▶ **Work to complete**
Return every line of the data below that includes the string "components".

** Start **

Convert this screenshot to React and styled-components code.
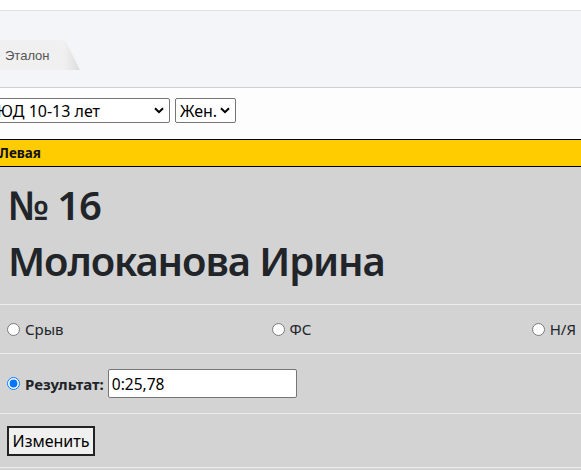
import React from "react";
import styled, { createGlobalStyle } from "styled-components";

const GlobalStyle = createGlobalStyle`
  html, body {
    margin: 0;
    padding: 0;
    background: #d3d3d3;
    overflow: hidden;
  }
  body {
    font-family: "Noto Sans", "Open Sans", sans-serif;
    color: #212529;
  }
`;

const TopStrip = styled.div`
  height: 10px;
  background: #ffffff;
  border-bottom: 1px solid #dfe0e4;
`;

const TabBar = styled.div`
  height: 77px;
  background: #f4f5f9;
  border-bottom: 1px solid #cfcfd2;
  display: flex;
  align-items: flex-end;
  padding-bottom: 17px;
  box-sizing: border-box;
`;

const Tab = styled.div`
  margin-left: -12px;
  height: 30px;
  width: 92px;
  display: flex;
  align-items: center;
  padding-left: 17px;
  box-sizing: border-box;
  font-family: "Liberation Sans", Arial, sans-serif;
  font-size: 13px;
  color: #555;
  background: linear-gradient(90deg, #f0f0f0 0, #f0f0f0 76px, #dcdcdc 92px);
  clip-path: polygon(0 0, 74px 0, 78px 2px, 92px 100%, 0 100%);
`;

const SelectRow = styled.div`
  height: 51px;
  display: flex;
  align-items: flex-start;
  gap: 5px;
  padding-top: 10px;
  box-sizing: border-box;
  background: #fdfdfd;
`;

const SelectWrap = styled.div`
  position: relative;
  margin-left: ${(p) => p.$offset || 0}px;
`;

const Select = styled.select`
  appearance: none;
  -webkit-appearance: none;
  height: 25px;
  width: ${(p) => p.$width}px;
  padding: 0 0 0 ${(p) => p.$pad || 2}px;
  border: 1px solid #767676;
  border-radius: 2px;
  background: #ffffff;
  font-family: "Noto Sans", sans-serif;
  font-size: 16px;
  color: #000;
  outline: none;
`;

const Chevron = styled.svg`
  position: absolute;
  right: 6px;
  top: 9px;
  width: 10px;
  height: 7px;
  pointer-events: none;
`;

const SideBar = styled.div`
  height: 28px;
  background: #ffcc00;
  border-top: 1px solid #000;
  border-bottom: 1px solid #000;
  box-sizing: border-box;
  display: flex;
  align-items: center;
  font-family: "Noto Sans", sans-serif;
  font-weight: bold;
  font-size: 13.5px;
  color: #111;
  text-indent: -1px;
`;

const Card = styled.div`
  background: #d3d3d3;
  padding-top: 14px;
`;

const Heading = styled.h1`
  margin: 0 0 8px 8px;
  font-size: 40px;
  line-height: 48px;
  font-weight: 600;
  letter-spacing: -1.1px;
  color: #212529;
`;

const Row = styled.div`
  border-top: 1px solid #ececec;
  display: flex;
  align-items: center;
  height: ${(p) => p.$height}px;
  padding: 0 5px 0 7px;
  font-size: 15px;
`;

const ChoiceRow = styled(Row)`
  margin-top: 19px;
  display: grid;
  grid-template-columns: 1fr 1fr 1fr;
  align-items: center;
`;

const RadioLabel = styled.label`
  display: flex;
  align-items: center;
  gap: 5px;
  color: #212529;
  font-weight: ${(p) => (p.$bold ? 700 : 400)};
  justify-self: ${(p) => p.$align || "start"};
`;

const Radio = styled.input`
  margin: 0;
  width: 13px;
  height: 13px;
`;

const TextInput = styled.input`
  margin-left: 4px;
  width: 189px;
  height: 29px;
  box-sizing: border-box;
  border: 1px solid #767676;
  border-radius: 2px;
  padding: 0 3px;
  font-family: "Noto Sans", sans-serif;
  font-size: 15.5px;
  color: #000;
  background: #fff;
  outline: none;
`;

const Button = styled.button`
  height: 30px;
  width: 88px;
  background: #f0f0f0;
  border: 2px solid #222;
  border-radius: 0;
  font-family: "Noto Sans", sans-serif;
  font-size: 16px;
  color: #000;
  padding: 0;
`;

const ChevronIcon = () => (
  <Chevron viewBox="0 0 10 7">
    <path d="M1 1.2 L5 5.2 L9 1.2" fill="none" stroke="#000" strokeWidth="2" />
  </Chevron>
);

export default function App() {
  return (
    <>
      <GlobalStyle />
      <TopStrip />
      <TabBar>
        <Tab>Эталон</Tab>
      </TabBar>
      <SelectRow>
        <SelectWrap $offset={-10}>
          <Select $width={180} $pad={6} defaultValue="yd">
            <option value="yd">ЮД 10-13 лет</option>
          </Select>
          <ChevronIcon />
        </SelectWrap>
        <SelectWrap>
          <Select $width={61} $pad={4} defaultValue="f">
            <option value="f">Жен.</option>
          </Select>
          <ChevronIcon />
        </SelectWrap>
      </SelectRow>
      <SideBar>Левая</SideBar>
      <Card>
        <Heading>№ 16</Heading>
        <Heading>Молоканова Ирина</Heading>
        <ChoiceRow $height={48}>
          <RadioLabel>
            <Radio type="radio" name="res" />
            Срыв
          </RadioLabel>
          <RadioLabel $align="center">
            <Radio type="radio" name="res" />
            ФС
          </RadioLabel>
          <RadioLabel $align="end">
            <Radio type="radio" name="res" />
            Н/Я
          </RadioLabel>
        </ChoiceRow>
        <Row $height={59}>
          <RadioLabel $bold>
            <Radio type="radio" name="res" defaultChecked />
            Результат:
          </RadioLabel>
          <TextInput defaultValue="0:25,78" />
        </Row>
        <Row $height={53}>
          <Button>Изменить</Button>
        </Row>
        <Row $height={2} />
      </Card>
    </>
  );
}
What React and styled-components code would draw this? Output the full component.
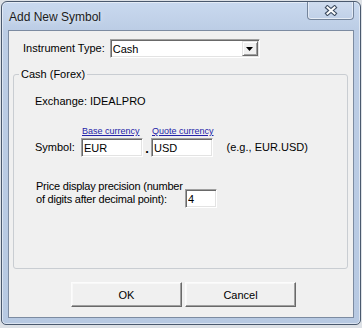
import React from 'react';
import styled, { createGlobalStyle } from 'styled-components';

const Global = createGlobalStyle`
  html, body { margin: 0; padding: 0; }
  body {
    background: #dde1e6;
    font-family: "Liberation Sans", Arial, sans-serif;
    font-size: 11px;
    color: #000;
  }
`;

const Window = styled.div`
  box-sizing: border-box;
  margin: 1px 0 0 1px;
  width: 360px;
  height: 324px;
  border: 1px solid #4a596e;
  border-radius: 6px 6px 5px 5px;
  background: linear-gradient(180deg, #c9d9ef 0px, #bccde5 28px, #b7c9e2 100%);
  box-shadow: inset 0 0 0 1px rgba(255, 255, 255, 0.5);
  padding: 0 6px 6px;
  display: flex;
  flex-direction: column;
`;

const TitleBar = styled.div`
  height: 28px;
  display: flex;
  align-items: center;
  padding-left: 1px;
`;

const Title = styled.div`
  font-size: 12px;
  line-height: 14px;
  padding-top: 2px;
  color: #1b1b1b;
  text-shadow: 0 0 6px rgba(255, 255, 255, 0.8);
`;

const CloseButton = styled.div`
  box-sizing: border-box;
  margin-left: auto;
  align-self: flex-start;
  width: 47px;
  height: 18px;
  border: 1px solid #74849b;
  border-top: none;
  border-radius: 0 0 4px 4px;
  background: linear-gradient(180deg, #cfdcef, #c0d0e8);
  box-shadow: inset 0 -1px 0 rgba(255, 255, 255, 0.6), inset 1px 0 0 rgba(255, 255, 255, 0.5), inset -1px 0 0 rgba(255, 255, 255, 0.5);
  display: flex;
  align-items: center;
  justify-content: center;
`;

const Client = styled.div`
  box-sizing: border-box;
  flex: 1;
  border: 1px solid #7c8ba1;
  background: #f0f0f0;
  padding: 8px 0 10px;
  display: flex;
  flex-direction: column;
`;

const TypeRow = styled.div`
  display: flex;
  align-items: center;
  padding-left: 14px;
  gap: 5px;
  height: 19px;
`;

const Label = styled.span`
  line-height: 13px;
  white-space: nowrap;
`;

const Sunken = `
  box-sizing: border-box;
  border-style: solid;
  border-width: 1px;
  border-color: #a0a0a0 #ffffff #ffffff #a0a0a0;
  box-shadow: inset 1px 1px 0 #696969, inset -1px -1px 0 #e3e3e3;
  background: #fff;
`;

const Combo = styled.div`
  ${Sunken}
  width: 150px;
  height: 19px;
  display: flex;
  align-items: stretch;
`;

const ComboText = styled.div`
  flex: 1;
  padding: 2px 0 0 2px;
  line-height: 14px;
`;

const DropButton = styled.div`
  box-sizing: border-box;
  width: 16px;
  margin: 1px 1px 1px 0;
  background: #f0f0f0;
  border-style: solid;
  border-width: 1px;
  border-color: #e3e3e3 #696969 #696969 #e3e3e3;
  box-shadow: inset 1px 1px 0 #fff, inset -1px -1px 0 #a0a0a0;
  display: flex;
  align-items: center;
  justify-content: center;
`;

const Group = styled.fieldset`
  flex: 1;
  min-width: 0;
  margin: 10px 5px 0 4px;
  padding: 0;
  border: 1px solid #c9cdd2;
  border-radius: 3px;
`;

const Legend = styled.legend`
  margin-left: 5px;
  padding: 0 2px;
  line-height: 13px;
`;

const GroupBody = styled.div`
  display: flex;
  flex-direction: column;
  padding: 14px 0 0 21px;
`;

const SymbolRow = styled.div`
  display: flex;
  align-items: flex-end;
  margin-top: 18px;
`;

const RowLabel = styled.span`
  width: ${p => p.$w}px;
  line-height: 13px;
  margin-bottom: ${p => p.$mb || 3}px;
  letter-spacing: ${p => p.$ls || 0}px;
  white-space: nowrap;
`;

const FieldColumn = styled.div`
  display: flex;
  flex-direction: column;
`;

const Caption = styled.span`
  font-size: 9px;
  line-height: 11px;
  color: #2323a8;
  text-decoration: underline;
  margin-bottom: 1px;
  padding-left: ${p => p.$pl || 1}px;
  white-space: nowrap;
`;

const TextBox = styled.input`
  ${Sunken}
  width: ${p => p.$w}px;
  height: 19px;
  margin: 0;
  padding: 1px 0 0 2px;
  font-family: "Liberation Sans", Arial, sans-serif;
  font-size: 11px;
  color: #000;
  outline: none;
  border-radius: 0;
`;

const Dot = styled.span`
  width: 8px;
  text-align: center;
  font-size: 13px;
  font-weight: bold;
  line-height: 13px;
  margin-bottom: 2px;
`;

const Hint = styled.span`
  margin-left: 13px;
  line-height: 13px;
  margin-bottom: 3px;
`;

const PriceRow = styled.div`
  display: flex;
  align-items: flex-end;
  margin-top: 23px;
  padding-left: 1px;
`;

const ButtonRow = styled.div`
  display: flex;
  gap: 3px;
  padding-left: 62px;
  margin-top: 13px;
`;

const Button = styled.button`
  box-sizing: border-box;
  width: 111px;
  height: 25px;
  margin: 0;
  padding: 0;
  background: #f0f0f0;
  border-style: solid;
  border-width: 1px;
  border-color: #fcfcfc #696969 #696969 #fcfcfc;
  box-shadow: inset -1px -1px 0 #a0a0a0, inset 1px 1px 0 #f8f8f8;
  font-family: "Liberation Sans", Arial, sans-serif;
  font-size: 11px;
  color: #000;
`;

export default function App() {
  return (
    <>
      <Global />
      <Window>
        <TitleBar>
          <Title>Add New Symbol</Title>
          <CloseButton>
            <svg width="14" height="11" viewBox="-7 -5.5 14 11">
              <path d="M-3.5 -3 L3.5 3 M3.5 -3 L-3.5 3" stroke="#3c4b60" strokeWidth="4.2" strokeLinecap="square" fill="none" />
              <path d="M-3.5 -3 L3.5 3 M3.5 -3 L-3.5 3" stroke="#ffffff" strokeWidth="2" strokeLinecap="square" fill="none" />
            </svg>
          </CloseButton>
        </TitleBar>
        <Client>
          <TypeRow>
            <Label>Instrument Type:</Label>
            <Combo>
              <ComboText>Cash</ComboText>
              <DropButton>
                <svg width="7" height="4" viewBox="0 0 7 4">
                  <path d="M0 0 H7 L3.5 4 Z" fill="#000" />
                </svg>
              </DropButton>
            </Combo>
          </TypeRow>
          <Group>
            <Legend>Cash (Forex)</Legend>
            <GroupBody>
              <Label>Exchange: IDEALPRO</Label>
              <SymbolRow>
                <RowLabel $w={46}>Symbol:</RowLabel>
                <FieldColumn>
                  <Caption $pl={1}>Base currency</Caption>
                  <TextBox $w={62} defaultValue="EUR" readOnly />
                </FieldColumn>
                <Dot>.</Dot>
                <FieldColumn>
                  <Caption $pl={1}>Quote currency</Caption>
                  <TextBox $w={62} defaultValue="USD" readOnly />
                </FieldColumn>
                <Hint>(e.g., EUR.USD)</Hint>
              </SymbolRow>
              <PriceRow>
                <RowLabel $w={149} $mb={2} $ls={-0.22}>
                  Price display precision (number
                  <br />
                  of digits after decimal point):
                </RowLabel>
                <TextBox $w={32} defaultValue="4" readOnly />
              </PriceRow>
            </GroupBody>
          </Group>
          <ButtonRow>
            <Button>OK</Button>
            <Button>Cancel</Button>
          </ButtonRow>
        </Client>
      </Window>
    </>
  );
}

** End **

▶ **Task solution**
Convert this screenshot to React and styled-components code.
import styled, { createGlobalStyle } from "styled-components";
What React and styled-components code would draw this? Output the full component.
import styled, { createGlobalStyle } from 'styled-components';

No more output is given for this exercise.